- Follow steps in README.md
- Launch script in 2.2 Run this recipe for BART If running on AzureML,
cd huggingface/script
python hf-ort.py --gpu_cluster_name <gpu_cluster_name> --hf_model bart-large --run_config ort
If running locally,
cd huggingface/script
python hf-ort.py --hf_model bart-large --run_config ort --process_count <process_count> --local_run
Run configuration | PyTorch | ORTModule | Gain |
---|---|---|---|
fp16 | 338.04 | 384.61 | 13.8% |
fp16 with deepspeed stage 1 | 417.20 | 496.59 | 19.0% |
These numbers are average of samples/sec from 10 runs on ND40rs_v2
VMs (V100 32G x 8), Cuda 11, with stable release onnxruntime_training-1.8.0%2Bcu111-cp36-cp36m-manylinux2014_x86_64.whl
with batch size of 16. Cuda 10.2 option is also available through --use_cu102
flag. Please check dependency details in Dockerfile.
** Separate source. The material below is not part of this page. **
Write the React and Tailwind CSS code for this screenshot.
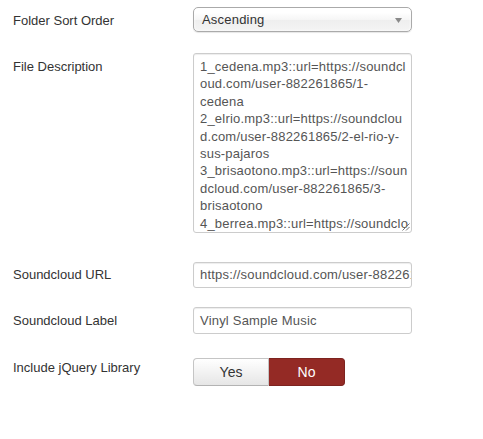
import React from "react";

const lines = [
  "1_cedena.mp3::url=https://soundcl",
  "oud.com/user-882261865/1-",
  "cedena",
  "2_elrio.mp3::url=https://soundclou",
  "d.com/user-882261865/2-el-rio-y-",
  "sus-pajaros",
  "3_brisaotono.mp3::url=https://soun",
  "dcloud.com/user-882261865/3-",
  "brisaotono",
  "4_berrea.mp3::url=https://soundclo",
  "ud.com/user-882261865/4-berrea",
];

function Label({ children, pt }) {
  return (
    <div className={`w-[180px] shrink-0 text-[13px] leading-[18px] text-[#333] ${pt}`}>
      {children}
    </div>
  );
}

export default function App() {
  return (
    <div
      className="w-[483px] h-[439px] bg-white pl-[13px] text-[13px] leading-[18px]"
      style={{ fontFamily: '"Liberation Sans", Arial, sans-serif' }}
    >
      <div className="pt-[7px]">
        {/* Row 1 */}
        <div className="flex">
          <Label pt="pt-[5px]">Folder Sort Order</Label>
          <div className="relative w-[219px] h-[25px] rounded-[5px] border border-[#aaa] bg-[linear-gradient(to_bottom,#ffffff_20%,#f6f6f6_50%,#eeeeee_52%,#f4f4f4_100%)] shadow-[0_1px_1px_rgba(0,0,0,0.1),inset_0_0_3px_#fff] flex items-center pl-[8px] text-[#333] tracking-[0.2px]">
            <span>Ascending</span>
            <svg
              className="absolute right-[9px] top-[10px]"
              width="7"
              height="5"
              viewBox="0 0 7 5"
            >
              <path d="M0 0 L7 0 L3.5 5 Z" fill="#8a8a8a" />
            </svg>
          </div>
        </div>

        {/* Row 2 */}
        <div className="flex mt-[21px]">
          <Label pt="pt-[5px]">File Description</Label>
          <div className="relative w-[219px] h-[180px] overflow-hidden rounded-[3px] border border-[#ccc] shadow-[inset_0_1px_1px_rgba(0,0,0,0.075)] pl-[6px] pt-[4px] text-[#555] tracking-[0.2px] leading-[17.4px]">
            {lines.map((l, i) => (
              <div key={i} className="whitespace-pre">
                {l}
              </div>
            ))}
            <svg
              className="absolute right-[1px] bottom-[1px]"
              width="8"
              height="8"
              viewBox="0 0 8 8"
            >
              <path d="M7.5 0.5 L0.5 7.5 M7.5 4 L4 7.5" stroke="#777" strokeWidth="1" />
            </svg>
          </div>
        </div>

        {/* Row 3 */}
        <div className="flex mt-[29px]">
          <Label pt="pt-[4px]">Soundcloud URL</Label>
          <div className="w-[219px] h-[26px] overflow-hidden whitespace-nowrap rounded-[3px] border border-[#ccc] shadow-[inset_0_1px_1px_rgba(0,0,0,0.075)] px-[6px] flex items-center text-[#555] tracking-[0.2px]">
            https://soundcloud.com/user-882261865
          </div>
        </div>

        {/* Row 4 */}
        <div className="flex mt-[19px]">
          <Label pt="pt-[5px]">Soundcloud Label</Label>
          <div className="w-[219px] h-[27px] overflow-hidden whitespace-nowrap rounded-[3px] border border-[#ccc] shadow-[inset_0_1px_1px_rgba(0,0,0,0.075)] px-[6px] flex items-center text-[#555] tracking-[0.2px]">
            Vinyl Sample Music
          </div>
        </div>

        {/* Row 5 */}
        <div className="flex mt-[24px]">
          <Label pt="pt-[1px]">Include jQuery Library</Label>
          <div className="flex h-[28px]">
            <div className="w-[76px] h-full flex items-center justify-center rounded-l-[4px] border border-[#c5c5c5] border-b-[#b3b3b3] bg-[linear-gradient(to_bottom,#ffffff,#e6e6e6)] text-[#333] text-[14px]">
              Yes
            </div>
            <div className="w-[76px] h-full flex items-center justify-center rounded-r-[4px] border border-[#7d231f] border-l-0 bg-[#942a25] text-white text-[14px]">
              No
            </div>
          </div>
        </div>
      </div>
    </div>
  );
}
We look at the metrics stable_train_samples_per_second
in the log, which discards first step that includes setup time. Also please note since ORTModule takes some time to do initial setup, smaller --max_steps
value may lead to longer total run time for ORTModule compared to PyTorch. However, if you want to see finetuning to finish faster, adjust --max_steps
to a smaller value. Lastly, we do not recommend running this recipe on [NC
] series VMs which uses old architecture (K80).